(PROVIDED DATA)

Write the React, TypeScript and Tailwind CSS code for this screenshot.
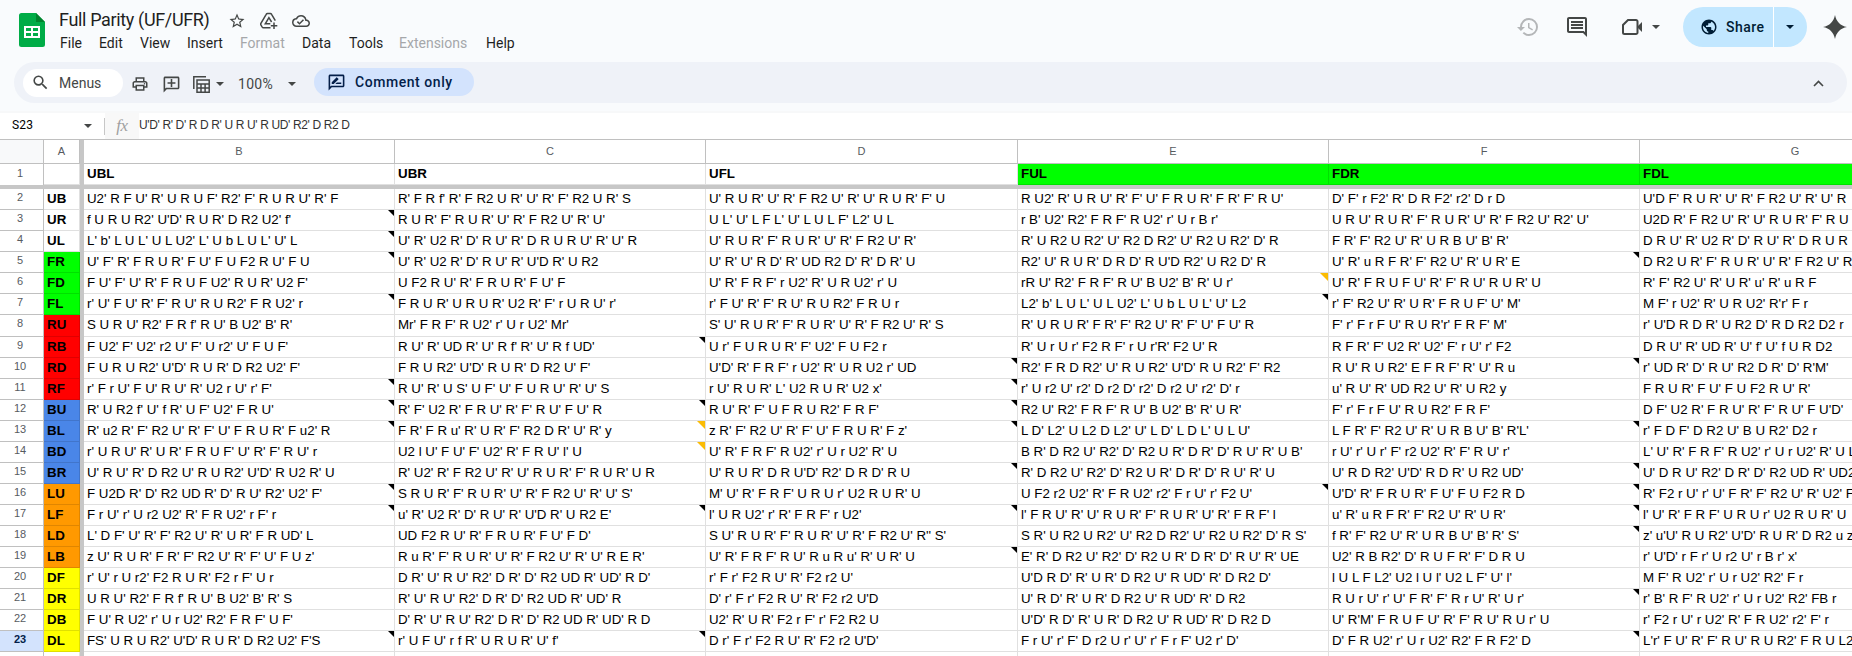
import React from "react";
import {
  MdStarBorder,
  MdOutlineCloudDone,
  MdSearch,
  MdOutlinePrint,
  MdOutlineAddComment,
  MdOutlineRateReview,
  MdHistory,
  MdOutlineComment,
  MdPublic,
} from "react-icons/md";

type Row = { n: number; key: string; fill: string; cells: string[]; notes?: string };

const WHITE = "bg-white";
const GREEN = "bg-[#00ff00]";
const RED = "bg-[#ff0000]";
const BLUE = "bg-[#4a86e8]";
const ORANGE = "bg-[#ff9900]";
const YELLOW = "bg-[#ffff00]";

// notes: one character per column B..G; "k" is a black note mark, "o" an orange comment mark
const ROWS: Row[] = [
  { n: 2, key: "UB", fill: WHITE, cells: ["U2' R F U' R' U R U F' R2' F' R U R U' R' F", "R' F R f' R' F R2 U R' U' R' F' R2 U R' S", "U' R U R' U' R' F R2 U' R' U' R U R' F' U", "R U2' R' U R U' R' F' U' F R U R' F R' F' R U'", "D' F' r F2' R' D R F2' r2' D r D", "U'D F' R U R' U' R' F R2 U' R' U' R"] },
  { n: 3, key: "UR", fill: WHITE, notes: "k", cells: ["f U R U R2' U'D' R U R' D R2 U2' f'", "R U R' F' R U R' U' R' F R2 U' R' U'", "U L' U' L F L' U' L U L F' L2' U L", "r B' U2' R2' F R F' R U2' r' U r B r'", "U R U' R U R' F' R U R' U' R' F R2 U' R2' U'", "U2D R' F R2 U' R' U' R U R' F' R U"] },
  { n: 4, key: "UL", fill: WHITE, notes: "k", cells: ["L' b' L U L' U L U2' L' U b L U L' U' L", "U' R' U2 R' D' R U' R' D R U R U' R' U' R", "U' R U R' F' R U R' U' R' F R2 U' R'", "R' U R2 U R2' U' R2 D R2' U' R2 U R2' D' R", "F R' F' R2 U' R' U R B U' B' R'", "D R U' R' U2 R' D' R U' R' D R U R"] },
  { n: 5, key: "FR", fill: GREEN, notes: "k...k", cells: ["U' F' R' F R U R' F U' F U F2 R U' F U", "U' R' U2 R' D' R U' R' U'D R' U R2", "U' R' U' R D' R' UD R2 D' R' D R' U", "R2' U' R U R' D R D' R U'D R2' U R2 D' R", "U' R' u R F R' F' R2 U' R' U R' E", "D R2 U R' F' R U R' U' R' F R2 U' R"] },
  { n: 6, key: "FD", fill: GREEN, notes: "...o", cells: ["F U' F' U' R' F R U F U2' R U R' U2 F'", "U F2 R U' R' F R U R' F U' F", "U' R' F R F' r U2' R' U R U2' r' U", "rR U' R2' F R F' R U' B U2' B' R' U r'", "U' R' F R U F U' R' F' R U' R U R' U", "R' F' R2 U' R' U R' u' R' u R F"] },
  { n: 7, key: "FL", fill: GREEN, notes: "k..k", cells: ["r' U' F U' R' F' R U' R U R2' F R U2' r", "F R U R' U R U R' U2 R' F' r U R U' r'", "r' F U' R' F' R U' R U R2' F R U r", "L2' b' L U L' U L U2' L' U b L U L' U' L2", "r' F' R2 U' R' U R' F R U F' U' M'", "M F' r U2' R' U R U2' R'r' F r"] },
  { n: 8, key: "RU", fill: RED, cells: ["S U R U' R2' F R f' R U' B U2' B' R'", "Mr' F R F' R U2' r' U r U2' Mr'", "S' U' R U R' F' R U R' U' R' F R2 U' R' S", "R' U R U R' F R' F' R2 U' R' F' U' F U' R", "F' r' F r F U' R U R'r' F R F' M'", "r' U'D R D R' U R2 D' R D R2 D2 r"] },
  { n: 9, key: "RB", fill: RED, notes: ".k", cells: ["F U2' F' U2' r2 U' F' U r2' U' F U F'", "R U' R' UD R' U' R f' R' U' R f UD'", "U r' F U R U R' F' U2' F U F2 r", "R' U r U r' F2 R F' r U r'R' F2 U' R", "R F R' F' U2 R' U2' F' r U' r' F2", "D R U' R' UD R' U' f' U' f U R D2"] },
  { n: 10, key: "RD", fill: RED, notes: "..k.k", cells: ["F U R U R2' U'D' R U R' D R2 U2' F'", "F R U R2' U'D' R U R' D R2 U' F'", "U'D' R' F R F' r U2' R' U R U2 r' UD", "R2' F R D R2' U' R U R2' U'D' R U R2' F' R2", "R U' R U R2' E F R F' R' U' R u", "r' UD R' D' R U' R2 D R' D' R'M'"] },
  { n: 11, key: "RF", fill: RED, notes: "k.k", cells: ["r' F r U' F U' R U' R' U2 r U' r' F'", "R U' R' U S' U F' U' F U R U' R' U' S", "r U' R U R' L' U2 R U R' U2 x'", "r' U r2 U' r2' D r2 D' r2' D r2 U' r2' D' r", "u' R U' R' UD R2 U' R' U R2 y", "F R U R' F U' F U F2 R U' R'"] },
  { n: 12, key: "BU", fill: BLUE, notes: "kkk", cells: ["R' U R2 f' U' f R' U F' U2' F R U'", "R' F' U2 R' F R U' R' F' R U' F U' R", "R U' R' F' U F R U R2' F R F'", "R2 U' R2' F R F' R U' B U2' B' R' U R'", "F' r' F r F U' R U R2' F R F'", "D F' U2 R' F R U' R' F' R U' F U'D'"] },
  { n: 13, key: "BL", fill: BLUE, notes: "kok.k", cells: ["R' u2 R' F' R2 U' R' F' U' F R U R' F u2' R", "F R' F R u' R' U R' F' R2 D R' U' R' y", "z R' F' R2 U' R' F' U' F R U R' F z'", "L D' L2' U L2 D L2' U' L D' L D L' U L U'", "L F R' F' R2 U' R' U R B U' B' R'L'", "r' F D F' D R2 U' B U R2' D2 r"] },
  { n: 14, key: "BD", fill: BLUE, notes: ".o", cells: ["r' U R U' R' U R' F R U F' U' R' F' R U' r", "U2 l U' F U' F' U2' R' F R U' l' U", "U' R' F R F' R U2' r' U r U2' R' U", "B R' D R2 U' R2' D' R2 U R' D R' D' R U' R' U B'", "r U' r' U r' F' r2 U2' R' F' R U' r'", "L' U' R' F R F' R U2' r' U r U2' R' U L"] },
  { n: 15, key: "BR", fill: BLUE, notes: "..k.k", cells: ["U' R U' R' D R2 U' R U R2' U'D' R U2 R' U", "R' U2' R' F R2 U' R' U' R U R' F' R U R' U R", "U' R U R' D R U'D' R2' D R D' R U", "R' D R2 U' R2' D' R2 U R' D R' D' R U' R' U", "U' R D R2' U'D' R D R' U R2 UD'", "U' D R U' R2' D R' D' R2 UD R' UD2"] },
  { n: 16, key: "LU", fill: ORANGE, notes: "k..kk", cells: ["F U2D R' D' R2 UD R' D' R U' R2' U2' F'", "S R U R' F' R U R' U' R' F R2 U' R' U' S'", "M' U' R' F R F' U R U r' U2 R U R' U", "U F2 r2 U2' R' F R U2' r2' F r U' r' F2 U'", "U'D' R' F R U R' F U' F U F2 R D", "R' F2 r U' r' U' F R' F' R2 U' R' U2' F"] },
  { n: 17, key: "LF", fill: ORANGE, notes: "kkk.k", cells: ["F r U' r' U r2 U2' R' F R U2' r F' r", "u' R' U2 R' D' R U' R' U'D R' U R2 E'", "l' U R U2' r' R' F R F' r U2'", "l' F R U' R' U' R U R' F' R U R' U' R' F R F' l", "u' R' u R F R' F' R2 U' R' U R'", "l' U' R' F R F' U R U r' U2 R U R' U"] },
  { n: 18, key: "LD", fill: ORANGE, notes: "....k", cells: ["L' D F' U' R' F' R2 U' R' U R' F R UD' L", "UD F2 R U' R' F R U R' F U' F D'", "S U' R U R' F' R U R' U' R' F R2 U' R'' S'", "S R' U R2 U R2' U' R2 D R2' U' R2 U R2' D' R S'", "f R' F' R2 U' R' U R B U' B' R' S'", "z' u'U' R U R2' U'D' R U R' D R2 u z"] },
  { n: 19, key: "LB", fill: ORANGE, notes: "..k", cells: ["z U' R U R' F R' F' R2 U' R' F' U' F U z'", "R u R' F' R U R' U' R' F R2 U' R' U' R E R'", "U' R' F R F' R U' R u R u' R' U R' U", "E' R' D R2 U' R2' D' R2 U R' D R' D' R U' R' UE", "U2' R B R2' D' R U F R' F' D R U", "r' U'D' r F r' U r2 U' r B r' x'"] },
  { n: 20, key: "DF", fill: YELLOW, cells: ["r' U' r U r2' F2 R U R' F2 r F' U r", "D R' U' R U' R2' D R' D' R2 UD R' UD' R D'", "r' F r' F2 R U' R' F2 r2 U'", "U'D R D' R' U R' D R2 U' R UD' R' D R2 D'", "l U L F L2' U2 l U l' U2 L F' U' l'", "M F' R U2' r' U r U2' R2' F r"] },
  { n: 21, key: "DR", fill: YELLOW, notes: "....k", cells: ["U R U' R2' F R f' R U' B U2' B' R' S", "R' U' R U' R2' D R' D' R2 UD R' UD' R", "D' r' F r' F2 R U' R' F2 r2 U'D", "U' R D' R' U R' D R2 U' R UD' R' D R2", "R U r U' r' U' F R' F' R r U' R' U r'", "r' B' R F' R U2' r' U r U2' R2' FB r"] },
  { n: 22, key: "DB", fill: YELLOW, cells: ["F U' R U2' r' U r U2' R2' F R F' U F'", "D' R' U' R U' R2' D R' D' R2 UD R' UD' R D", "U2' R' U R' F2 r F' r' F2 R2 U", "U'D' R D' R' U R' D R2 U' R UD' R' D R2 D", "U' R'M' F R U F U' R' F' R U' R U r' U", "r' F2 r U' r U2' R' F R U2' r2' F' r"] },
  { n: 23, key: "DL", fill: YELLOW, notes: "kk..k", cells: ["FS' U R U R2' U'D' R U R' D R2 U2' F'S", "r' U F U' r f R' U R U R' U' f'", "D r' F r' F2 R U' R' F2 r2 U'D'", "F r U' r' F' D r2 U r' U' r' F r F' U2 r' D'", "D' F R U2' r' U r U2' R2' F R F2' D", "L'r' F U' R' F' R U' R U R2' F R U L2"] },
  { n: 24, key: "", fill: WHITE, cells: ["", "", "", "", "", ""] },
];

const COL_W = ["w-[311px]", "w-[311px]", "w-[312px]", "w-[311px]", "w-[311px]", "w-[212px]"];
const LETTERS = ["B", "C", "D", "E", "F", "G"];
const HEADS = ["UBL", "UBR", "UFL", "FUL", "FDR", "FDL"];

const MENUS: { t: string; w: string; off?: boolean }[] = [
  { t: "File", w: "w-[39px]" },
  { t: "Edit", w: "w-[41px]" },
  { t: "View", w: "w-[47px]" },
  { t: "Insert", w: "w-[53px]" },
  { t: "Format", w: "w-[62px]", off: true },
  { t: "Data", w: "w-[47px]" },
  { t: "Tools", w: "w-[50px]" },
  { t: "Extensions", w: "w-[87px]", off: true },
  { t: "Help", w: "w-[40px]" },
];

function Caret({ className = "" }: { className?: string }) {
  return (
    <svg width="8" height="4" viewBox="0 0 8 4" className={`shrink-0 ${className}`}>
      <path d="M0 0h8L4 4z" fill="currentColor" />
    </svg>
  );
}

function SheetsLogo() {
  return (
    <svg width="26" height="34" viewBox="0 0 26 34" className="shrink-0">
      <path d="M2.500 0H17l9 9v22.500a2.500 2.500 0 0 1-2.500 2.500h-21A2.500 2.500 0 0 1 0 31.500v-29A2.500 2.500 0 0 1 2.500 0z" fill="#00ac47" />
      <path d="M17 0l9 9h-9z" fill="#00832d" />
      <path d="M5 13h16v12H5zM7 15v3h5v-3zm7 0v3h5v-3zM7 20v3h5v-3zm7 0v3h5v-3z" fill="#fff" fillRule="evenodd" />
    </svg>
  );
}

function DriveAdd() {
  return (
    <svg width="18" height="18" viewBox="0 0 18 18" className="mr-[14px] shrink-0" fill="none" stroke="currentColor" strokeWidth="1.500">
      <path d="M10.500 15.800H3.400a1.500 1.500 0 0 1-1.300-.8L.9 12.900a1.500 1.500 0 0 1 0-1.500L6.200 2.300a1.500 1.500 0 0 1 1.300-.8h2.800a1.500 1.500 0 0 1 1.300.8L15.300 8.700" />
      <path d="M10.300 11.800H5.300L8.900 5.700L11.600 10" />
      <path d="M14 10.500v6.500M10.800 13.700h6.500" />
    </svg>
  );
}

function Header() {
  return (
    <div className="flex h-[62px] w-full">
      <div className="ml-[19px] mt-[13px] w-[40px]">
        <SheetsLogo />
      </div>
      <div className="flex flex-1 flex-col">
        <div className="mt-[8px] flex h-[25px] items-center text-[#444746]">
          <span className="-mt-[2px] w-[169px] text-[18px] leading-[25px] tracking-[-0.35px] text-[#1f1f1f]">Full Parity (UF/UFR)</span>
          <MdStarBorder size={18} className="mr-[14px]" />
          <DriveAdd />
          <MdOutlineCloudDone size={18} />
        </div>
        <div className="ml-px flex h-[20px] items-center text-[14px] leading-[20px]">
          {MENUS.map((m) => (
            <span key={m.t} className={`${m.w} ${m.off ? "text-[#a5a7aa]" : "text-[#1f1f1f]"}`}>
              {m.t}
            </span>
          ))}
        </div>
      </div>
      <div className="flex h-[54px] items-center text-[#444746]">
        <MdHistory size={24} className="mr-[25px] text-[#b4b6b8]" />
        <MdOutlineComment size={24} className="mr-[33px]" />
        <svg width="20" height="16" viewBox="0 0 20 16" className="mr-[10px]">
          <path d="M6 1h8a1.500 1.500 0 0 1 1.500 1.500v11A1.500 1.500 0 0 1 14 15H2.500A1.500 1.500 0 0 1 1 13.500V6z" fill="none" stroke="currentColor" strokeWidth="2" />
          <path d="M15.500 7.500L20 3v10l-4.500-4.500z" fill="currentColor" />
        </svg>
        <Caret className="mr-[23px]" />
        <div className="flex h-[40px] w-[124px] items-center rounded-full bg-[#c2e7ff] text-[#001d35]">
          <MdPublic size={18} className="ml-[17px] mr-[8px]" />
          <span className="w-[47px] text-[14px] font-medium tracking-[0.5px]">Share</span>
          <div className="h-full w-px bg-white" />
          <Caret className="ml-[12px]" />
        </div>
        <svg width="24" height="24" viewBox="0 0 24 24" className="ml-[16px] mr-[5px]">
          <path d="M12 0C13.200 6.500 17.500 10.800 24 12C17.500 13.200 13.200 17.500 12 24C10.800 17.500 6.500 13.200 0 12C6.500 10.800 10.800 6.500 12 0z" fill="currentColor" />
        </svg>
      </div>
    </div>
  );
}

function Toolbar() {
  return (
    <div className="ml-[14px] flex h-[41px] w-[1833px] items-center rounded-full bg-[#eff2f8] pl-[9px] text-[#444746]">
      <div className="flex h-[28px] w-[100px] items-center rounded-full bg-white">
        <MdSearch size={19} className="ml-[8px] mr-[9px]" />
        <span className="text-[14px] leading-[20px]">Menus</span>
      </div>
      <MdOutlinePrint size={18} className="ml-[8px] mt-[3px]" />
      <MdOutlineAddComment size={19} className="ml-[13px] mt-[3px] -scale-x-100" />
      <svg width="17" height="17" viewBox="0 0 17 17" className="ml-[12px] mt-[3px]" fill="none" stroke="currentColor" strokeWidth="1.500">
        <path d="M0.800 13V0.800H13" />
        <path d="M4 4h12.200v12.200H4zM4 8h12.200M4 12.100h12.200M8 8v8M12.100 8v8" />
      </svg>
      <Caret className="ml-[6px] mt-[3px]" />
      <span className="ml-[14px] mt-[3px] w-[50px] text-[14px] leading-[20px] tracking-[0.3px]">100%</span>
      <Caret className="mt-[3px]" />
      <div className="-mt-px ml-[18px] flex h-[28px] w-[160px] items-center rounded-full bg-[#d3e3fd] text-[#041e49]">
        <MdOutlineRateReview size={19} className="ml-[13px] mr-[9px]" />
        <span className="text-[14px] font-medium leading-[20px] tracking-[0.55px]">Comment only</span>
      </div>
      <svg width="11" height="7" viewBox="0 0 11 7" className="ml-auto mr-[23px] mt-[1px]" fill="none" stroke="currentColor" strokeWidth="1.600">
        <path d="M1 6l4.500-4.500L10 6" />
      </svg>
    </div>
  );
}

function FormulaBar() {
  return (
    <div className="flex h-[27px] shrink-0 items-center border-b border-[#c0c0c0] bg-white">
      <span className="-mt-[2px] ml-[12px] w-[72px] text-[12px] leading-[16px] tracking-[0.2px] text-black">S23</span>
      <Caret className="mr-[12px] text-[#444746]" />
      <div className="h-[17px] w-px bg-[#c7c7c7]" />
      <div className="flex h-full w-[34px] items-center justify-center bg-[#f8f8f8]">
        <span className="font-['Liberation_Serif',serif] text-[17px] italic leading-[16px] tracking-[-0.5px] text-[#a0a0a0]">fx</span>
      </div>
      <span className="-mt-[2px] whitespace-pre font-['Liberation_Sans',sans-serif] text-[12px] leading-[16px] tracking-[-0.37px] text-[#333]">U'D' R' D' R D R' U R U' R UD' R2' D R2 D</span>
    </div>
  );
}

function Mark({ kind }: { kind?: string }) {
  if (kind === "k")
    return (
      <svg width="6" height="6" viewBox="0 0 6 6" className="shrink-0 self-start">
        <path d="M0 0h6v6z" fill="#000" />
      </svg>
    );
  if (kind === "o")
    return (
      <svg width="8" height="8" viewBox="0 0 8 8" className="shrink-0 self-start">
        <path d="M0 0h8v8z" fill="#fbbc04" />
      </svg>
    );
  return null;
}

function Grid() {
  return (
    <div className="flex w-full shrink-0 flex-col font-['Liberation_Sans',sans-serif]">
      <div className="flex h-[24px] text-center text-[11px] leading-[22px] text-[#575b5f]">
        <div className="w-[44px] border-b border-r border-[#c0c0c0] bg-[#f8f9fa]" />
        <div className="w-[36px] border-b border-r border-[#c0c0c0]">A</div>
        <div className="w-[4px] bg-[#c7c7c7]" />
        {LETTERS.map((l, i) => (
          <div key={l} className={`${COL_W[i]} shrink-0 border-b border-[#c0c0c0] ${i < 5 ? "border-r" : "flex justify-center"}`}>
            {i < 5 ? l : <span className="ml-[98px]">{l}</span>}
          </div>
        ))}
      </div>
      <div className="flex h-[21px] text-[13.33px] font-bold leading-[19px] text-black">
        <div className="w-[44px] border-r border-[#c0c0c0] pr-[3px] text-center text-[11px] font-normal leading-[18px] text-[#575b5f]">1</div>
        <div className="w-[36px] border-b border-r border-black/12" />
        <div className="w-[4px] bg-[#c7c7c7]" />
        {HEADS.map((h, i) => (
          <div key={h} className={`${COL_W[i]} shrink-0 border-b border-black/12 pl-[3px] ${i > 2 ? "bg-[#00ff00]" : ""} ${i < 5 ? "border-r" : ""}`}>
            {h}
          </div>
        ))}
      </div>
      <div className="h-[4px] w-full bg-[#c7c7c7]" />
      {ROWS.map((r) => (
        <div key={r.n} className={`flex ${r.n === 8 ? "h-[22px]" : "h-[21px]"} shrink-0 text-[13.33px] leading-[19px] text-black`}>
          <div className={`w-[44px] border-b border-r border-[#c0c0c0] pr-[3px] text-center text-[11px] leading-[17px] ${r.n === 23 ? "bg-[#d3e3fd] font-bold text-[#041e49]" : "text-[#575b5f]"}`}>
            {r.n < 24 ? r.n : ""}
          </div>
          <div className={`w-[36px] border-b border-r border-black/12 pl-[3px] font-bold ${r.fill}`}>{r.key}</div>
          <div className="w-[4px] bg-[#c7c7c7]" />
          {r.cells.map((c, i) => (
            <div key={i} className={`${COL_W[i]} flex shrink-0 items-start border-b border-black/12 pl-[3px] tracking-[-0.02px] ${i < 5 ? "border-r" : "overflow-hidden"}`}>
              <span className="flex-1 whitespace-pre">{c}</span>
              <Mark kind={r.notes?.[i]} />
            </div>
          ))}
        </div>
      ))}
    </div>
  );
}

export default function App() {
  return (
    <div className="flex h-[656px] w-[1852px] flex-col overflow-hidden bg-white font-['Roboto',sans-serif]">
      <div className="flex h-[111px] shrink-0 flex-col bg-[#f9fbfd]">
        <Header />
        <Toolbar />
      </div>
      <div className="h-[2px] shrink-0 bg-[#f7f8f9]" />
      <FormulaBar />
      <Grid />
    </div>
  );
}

(WHAT TO PRODUCE)
Write out, word for word, the lines from the start of the data through the one holding "number; key: string;". Omit pictures.

(SOLUTION TO THIS EXERCISE)
Write the React, TypeScript and Tailwind CSS code for this screenshot.
import React from "react";
import {
  MdStarBorder,
  MdOutlineCloudDone,
  MdSearch,
  MdOutlinePrint,
  MdOutlineAddComment,
  MdOutlineRateReview,
  MdHistory,
  MdOutlineComment,
  MdPublic,
} from "react-icons/md";

type Row = { n: number; key: string; fill: string; cells: string[]; notes?: string };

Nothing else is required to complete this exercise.